Judgment of sentence affirmed.

NOTES

[1] The appellant was also sentenced 30 days to 1 year for driving while under the influence of alcohol. This was to be served concurrently with the sentence issued for possession with intent to deliver cocaine. As to the remaining drug counts, the court made a determination of guilt without further penalty.

[2] It is true that Section 7508(a)(3)(i) requires the imposition of a mandatory minimum sentence of 1 year in prison for possession of at least 2.0 grams of cocaine. However, if at the time of sentencing a defendant has been convicted of another drug offense, which was the case here, the sentence could be increased to a minimum of 3 years. Therefore, the appellant's prior drug offense (cocaine) 18 Pa.C.S.A. § 7508(a.1) (Supp. 1991-92) triggers Section 7508(a)(3)(i) so as to legitimize the term of imprisonment the appellant contests as unconstitutionally imposed. We find to hold to the contrary would be inconsistent with the plain reading of Section 7508 and case law interpreting it. See Lisboy, supra.

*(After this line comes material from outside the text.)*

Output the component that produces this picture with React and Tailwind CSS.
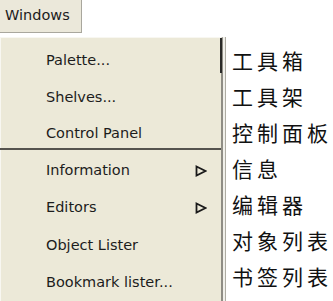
import React from "react";

const items = [
  { label: "Palette...", h: "h-[37px]" },
  { label: "Shelves...", h: "h-[37px]" },
  { label: "Control Panel", h: "h-[32px] pt-[4px]", sep: true },
  { label: "Information", h: "h-[37.5px]", sub: true },
  { label: "Editors", h: "h-[37.5px]", sub: true },
  { label: "Object Lister", h: "h-[37.5px]" },
  { label: "Bookmark lister...", h: "h-[37.5px]" },
];

const zh = ["工具箱", "工具架", "控制面板", "信息", "编辑器", "对象列表", "书签列表"];

function SubArrow() {
  return (
    <svg width="12" height="12" viewBox="0 0 12 12" className="mr-[14px]">
      <path d="M1.5 1.5 L10.5 6 L1.5 10.5 Z" fill="none" stroke="#1a1a1a" strokeWidth="1.8" strokeLinejoin="miter" />
    </svg>
  );
}

export default function App() {
  return (
    <div className="relative w-[333px] h-[301px] overflow-hidden bg-white font-['DejaVu_Sans',sans-serif] text-[#1c1c1c]">
      {/* menu bar tab */}
      <div className="w-[82px] h-[33px] bg-[#ebe8da] border-r border-b border-[#a9a79d] flex items-center pl-[5px] text-[14.5px]">
        Windows
      </div>

      <div className="flex">
        {/* dropdown */}
        <div className="relative mt-[4px] w-[226px] h-[280px] bg-[#f1f0ea] border-r border-[#aeaca3]">
          <div className="w-[223px] h-full bg-[#ece9d8] border-l border-t border-[#f8f7f1] border-r-2 border-r-[#8f8d85] pt-[4px]">
            {items.map((it) => (
              <React.Fragment key={it.label}>
                <div className={`flex items-center pl-[45px] text-[14.5px] ${it.h}`}>
                  <span className="flex-1">{it.label}</span>
                  {it.sub && <SubArrow />}
                </div>
                {it.sep && <div className="-ml-[1px] h-[2px] bg-[#55534e] mb-[2px]" />}
              </React.Fragment>
            ))}
          </div>
          {/* scroll thumb */}
          <div className="absolute left-[220px] top-[1px] w-[2px] h-[35px] bg-[#2a2a28]" />
        </div>

        {/* chinese labels */}
        <div className="ml-[6px] pt-[9px] flex flex-col font-['Noto_Sans_CJK_SC',sans-serif] text-[21px] leading-[36px] tracking-[4px] text-[#111]">
          {zh.map((t) => (
            <div key={t} className="whitespace-nowrap">{t}</div>
          ))}
        </div>
      </div>
    </div>
  );
}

[3] 18 Pa.C.S. § 7508 reads, in pertinent part:

(a) General rule. — Notwithstanding any other provisions of this or any other act to the contrary, the following provisions shall apply: (3) A person who is convicted of violating section 13(a) . . . (30) . . . of The Controlled Substance, Drug, Device and Cosmetic Act where the controlled substance is coca leaves or is any salt, compound, derivative or preparation of coca leaves or is any salt, compound, derivative or preparation which is chemically equivalent or identical with any of these substances or is any mixture containing any of these substances except decocainized coca leaves or extracts of coca leaves which (extracts) do not contain cocaine or ecgonine shall, upon conviction, be sentenced to a mandatory minimum term of imprisonment and a fine as set forth in this subsection:

(i) when the aggregate weight of the compound or mixture containing the substance involved is a least 2.0 grams and less than ten grams; one year in prison and a fine of $5,000 or such larger amount as is sufficient to exhaust the assets utilized in and the proceeds from the illegal activity; however, if at the time of sentencing the defendant has been convicted of another drug trafficking offense: three years in prison and $10,000 or such larger amount as is sufficient to exhaust the assets utilized in and the proceeds from the illegal activity....

18 Pa.C.S.A. § 7508 (Supp.1991) (Emphasis added).